- [Dataset section]:
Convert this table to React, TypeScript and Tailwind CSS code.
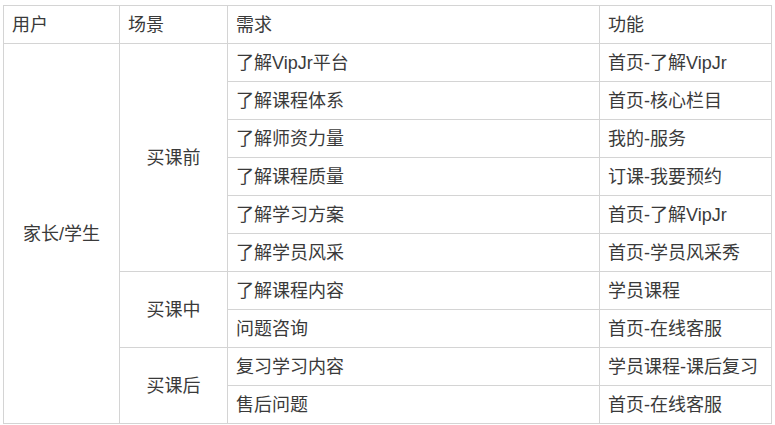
import React from "react";

const font = '"Liberation Sans", "Noto Sans CJK SC", sans-serif';

const rows: { need: string; func: string }[] = [
  { need: "了解VipJr平台", func: "首页-了解VipJr" },
  { need: "了解课程体系", func: "首页-核心栏目" },
  { need: "了解师资力量", func: "我的-服务" },
  { need: "了解课程质量", func: "订课-我要预约" },
  { need: "了解学习方案", func: "首页-了解VipJr" },
  { need: "了解学员风采", func: "首页-学员风采秀" },
  { need: "了解课程内容", func: "学员课程" },
  { need: "问题咨询", func: "首页-在线客服" },
  { need: "复习学习内容", func: "学员课程-课后复习" },
  { need: "售后问题", func: "首页-在线客服" },
];

const scenes: Record<number, { label: string; span: number }> = {
  0: { label: "买课前", span: 6 },
  6: { label: "买课中", span: 2 },
  8: { label: "买课后", span: 2 },
};

const cell = "border border-[#d4d4d4] h-[38px] p-0 px-[8px] align-middle";

export default function App() {
  return (
    <div className="bg-white w-[775px] h-[425px] pt-[5px] pl-[3px]" style={{ fontFamily: font }}>
      <table className="border-collapse table-fixed w-[768px] text-[18px] text-[#3a3a3a] leading-none">
        <colgroup>
          <col className="w-[116px]" />
          <col className="w-[108px]" />
          <col className="w-[372px]" />
          <col className="w-[172px]" />
        </colgroup>
        <thead>
          <tr>
            <th className={`${cell} text-left font-normal`}>用户</th>
            <th className={`${cell} text-left font-normal`}>场景</th>
            <th className={`${cell} text-left font-normal`}>需求</th>
            <th className={`${cell} text-left font-normal`}>功能</th>
          </tr>
        </thead>
        <tbody>
          {rows.map((r, i) => (
            <tr key={i}>
              {i === 0 && (
                <td rowSpan={10} className={`${cell} text-center`}>
                  家长/学生
                </td>
              )}
              {scenes[i] && (
                <td rowSpan={scenes[i].span} className={`${cell} text-center`}>
                  {scenes[i].label}
                </td>
              )}
              <td className={cell}>{r.need}</td>
              <td className={`${cell} whitespace-nowrap`}>{r.func}</td>
            </tr>
          ))}
        </tbody>
      </table>
    </div>
  );
}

- [Task objective]: Repeat the listing verbatim. Skip the pictures.

- [Right answer]:
Convert this table to React, TypeScript and Tailwind CSS code.
import React from "react";

const font = '"Liberation Sans", "Noto Sans CJK SC", sans-serif';

const rows: { need: string; func: string }[] = [
  { need: "了解VipJr平台", func: "首页-了解VipJr" },
  { need: "了解课程体系", func: "首页-核心栏目" },
  { need: "了解师资力量", func: "我的-服务" },
  { need: "了解课程质量", func: "订课-我要预约" },
  { need: "了解学习方案", func: "首页-了解VipJr" },
  { need: "了解学员风采", func: "首页-学员风采秀" },
  { need: "了解课程内容", func: "学员课程" },
  { need: "问题咨询", func: "首页-在线客服" },
  { need: "复习学习内容", func: "学员课程-课后复习" },
  { need: "售后问题", func: "首页-在线客服" },
];

const scenes: Record<number, { label: string; span: number }> = {
  0: { label: "买课前", span: 6 },
  6: { label: "买课中", span: 2 },
  8: { label: "买课后", span: 2 },
};

const cell = "border border-[#d4d4d4] h-[38px] p-0 px-[8px] align-middle";

export default function App() {
  return (
    <div className="bg-white w-[775px] h-[425px] pt-[5px] pl-[3px]" style={{ fontFamily: font }}>
      <table className="border-collapse table-fixed w-[768px] text-[18px] text-[#3a3a3a] leading-none">
        <colgroup>
          <col className="w-[116px]" />
          <col className="w-[108px]" />
          <col className="w-[372px]" />
          <col className="w-[172px]" />
        </colgroup>
        <thead>
          <tr>
            <th className={`${cell} text-left font-normal`}>用户</th>
            <th className={`${cell} text-left font-normal`}>场景</th>
            <th className={`${cell} text-left font-normal`}>需求</th>
            <th className={`${cell} text-left font-normal`}>功能</th>
          </tr>
        </thead>
        <tbody>
          {rows.map((r, i) => (
            <tr key={i}>
              {i === 0 && (
                <td rowSpan={10} className={`${cell} text-center`}>
                  家长/学生
                </td>
              )}
              {scenes[i] && (
                <td rowSpan={scenes[i].span} className={`${cell} text-center`}>
                  {scenes[i].label}
                </td>
              )}
              <td className={cell}>{r.need}</td>
              <td className={`${cell} whitespace-nowrap`}>{r.func}</td>
            </tr>
          ))}
        </tbody>
      </table>
    </div>
  );
}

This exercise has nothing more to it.